#### [Work instructions]
Leave out the images; return the rest of the data exactly.

#### [Data]

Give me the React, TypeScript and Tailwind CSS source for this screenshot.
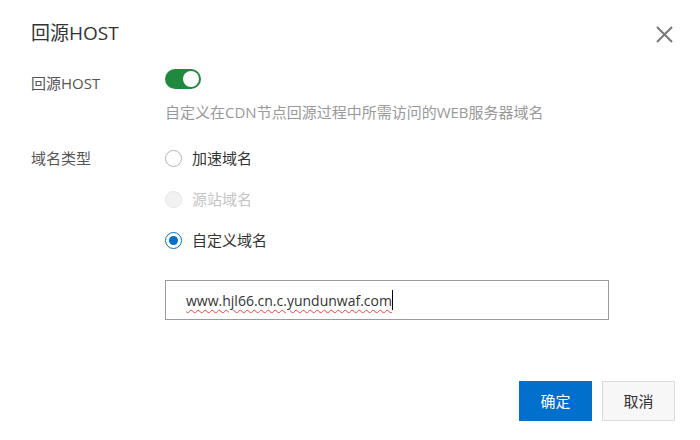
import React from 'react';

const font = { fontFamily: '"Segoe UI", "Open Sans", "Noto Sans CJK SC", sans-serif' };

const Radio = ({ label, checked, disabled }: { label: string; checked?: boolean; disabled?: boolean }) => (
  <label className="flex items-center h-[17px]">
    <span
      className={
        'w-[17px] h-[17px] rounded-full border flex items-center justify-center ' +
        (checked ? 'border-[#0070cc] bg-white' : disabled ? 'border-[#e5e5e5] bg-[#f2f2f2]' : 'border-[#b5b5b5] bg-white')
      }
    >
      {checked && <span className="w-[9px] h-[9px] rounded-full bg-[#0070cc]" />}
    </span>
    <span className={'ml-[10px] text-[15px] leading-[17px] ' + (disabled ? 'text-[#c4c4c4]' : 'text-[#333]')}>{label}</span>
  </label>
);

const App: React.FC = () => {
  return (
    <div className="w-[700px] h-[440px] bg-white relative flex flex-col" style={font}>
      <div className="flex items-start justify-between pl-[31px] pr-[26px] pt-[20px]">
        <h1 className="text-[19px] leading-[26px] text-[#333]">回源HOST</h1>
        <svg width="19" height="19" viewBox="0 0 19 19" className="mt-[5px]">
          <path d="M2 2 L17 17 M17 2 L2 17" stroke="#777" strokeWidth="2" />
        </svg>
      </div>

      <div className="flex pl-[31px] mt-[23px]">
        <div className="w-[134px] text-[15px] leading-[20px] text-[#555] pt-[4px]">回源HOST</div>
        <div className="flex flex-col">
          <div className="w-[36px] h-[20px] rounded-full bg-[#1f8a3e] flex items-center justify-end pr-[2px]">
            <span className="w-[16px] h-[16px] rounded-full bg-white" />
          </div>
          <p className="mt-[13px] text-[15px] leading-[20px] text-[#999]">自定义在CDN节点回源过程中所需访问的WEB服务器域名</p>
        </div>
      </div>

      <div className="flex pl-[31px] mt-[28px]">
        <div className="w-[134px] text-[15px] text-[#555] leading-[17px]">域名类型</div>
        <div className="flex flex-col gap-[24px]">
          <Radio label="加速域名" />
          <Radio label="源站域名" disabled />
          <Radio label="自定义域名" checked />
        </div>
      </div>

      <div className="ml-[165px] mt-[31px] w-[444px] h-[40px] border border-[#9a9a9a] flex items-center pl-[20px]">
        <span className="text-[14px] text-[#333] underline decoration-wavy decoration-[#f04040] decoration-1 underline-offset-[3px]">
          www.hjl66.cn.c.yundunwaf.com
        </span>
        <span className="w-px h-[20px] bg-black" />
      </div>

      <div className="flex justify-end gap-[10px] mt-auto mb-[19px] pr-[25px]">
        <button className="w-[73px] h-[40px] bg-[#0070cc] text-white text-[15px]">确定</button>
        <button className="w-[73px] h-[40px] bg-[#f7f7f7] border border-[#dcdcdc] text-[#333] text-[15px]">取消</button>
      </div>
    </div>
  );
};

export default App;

#### [Response to this task]
Give me the React, TypeScript and Tailwind CSS source for this screenshot.
import React from 'react';

const font = { fontFamily: '"Segoe UI", "Open Sans", "Noto Sans CJK SC", sans-serif' };

const Radio = ({ label, checked, disabled }: { label: string; checked?: boolean; disabled?: boolean }) => (
  <label className="flex items-center h-[17px]">
    <span
      className={
        'w-[17px] h-[17px] rounded-full border flex items-center justify-center ' +
        (checked ? 'border-[#0070cc] bg-white' : disabled ? 'border-[#e5e5e5] bg-[#f2f2f2]' : 'border-[#b5b5b5] bg-white')
      }
    >
      {checked && <span className="w-[9px] h-[9px] rounded-full bg-[#0070cc]" />}
    </span>
    <span className={'ml-[10px] text-[15px] leading-[17px] ' + (disabled ? 'text-[#c4c4c4]' : 'text-[#333]')}>{label}</span>
  </label>
);

const App: React.FC = () => {
  return (
    <div className="w-[700px] h-[440px] bg-white relative flex flex-col" style={font}>
      <div className="flex items-start justify-between pl-[31px] pr-[26px] pt-[20px]">
        <h1 className="text-[19px] leading-[26px] text-[#333]">回源HOST</h1>
        <svg width="19" height="19" viewBox="0 0 19 19" className="mt-[5px]">
          <path d="M2 2 L17 17 M17 2 L2 17" stroke="#777" strokeWidth="2" />
        </svg>
      </div>

      <div className="flex pl-[31px] mt-[23px]">
        <div className="w-[134px] text-[15px] leading-[20px] text-[#555] pt-[4px]">回源HOST</div>
        <div className="flex flex-col">
          <div className="w-[36px] h-[20px] rounded-full bg-[#1f8a3e] flex items-center justify-end pr-[2px]">
            <span className="w-[16px] h-[16px] rounded-full bg-white" />
          </div>
          <p className="mt-[13px] text-[15px] leading-[20px] text-[#999]">自定义在CDN节点回源过程中所需访问的WEB服务器域名</p>
        </div>
      </div>

      <div className="flex pl-[31px] mt-[28px]">
        <div className="w-[134px] text-[15px] text-[#555] leading-[17px]">域名类型</div>
        <div className="flex flex-col gap-[24px]">
          <Radio label="加速域名" />
          <Radio label="源站域名" disabled />
          <Radio label="自定义域名" checked />
        </div>
      </div>

      <div className="ml-[165px] mt-[31px] w-[444px] h-[40px] border border-[#9a9a9a] flex items-center pl-[20px]">
        <span className="text-[14px] text-[#333] underline decoration-wavy decoration-[#f04040] decoration-1 underline-offset-[3px]">
          www.hjl66.cn.c.yundunwaf.com
        </span>
        <span className="w-px h-[20px] bg-black" />
      </div>

      <div className="flex justify-end gap-[10px] mt-auto mb-[19px] pr-[25px]">
        <button className="w-[73px] h-[40px] bg-[#0070cc] text-white text-[15px]">确定</button>
        <button className="w-[73px] h-[40px] bg-[#f7f7f7] border border-[#dcdcdc] text-[#333] text-[15px]">取消</button>
      </div>
    </div>
  );
};

export default App;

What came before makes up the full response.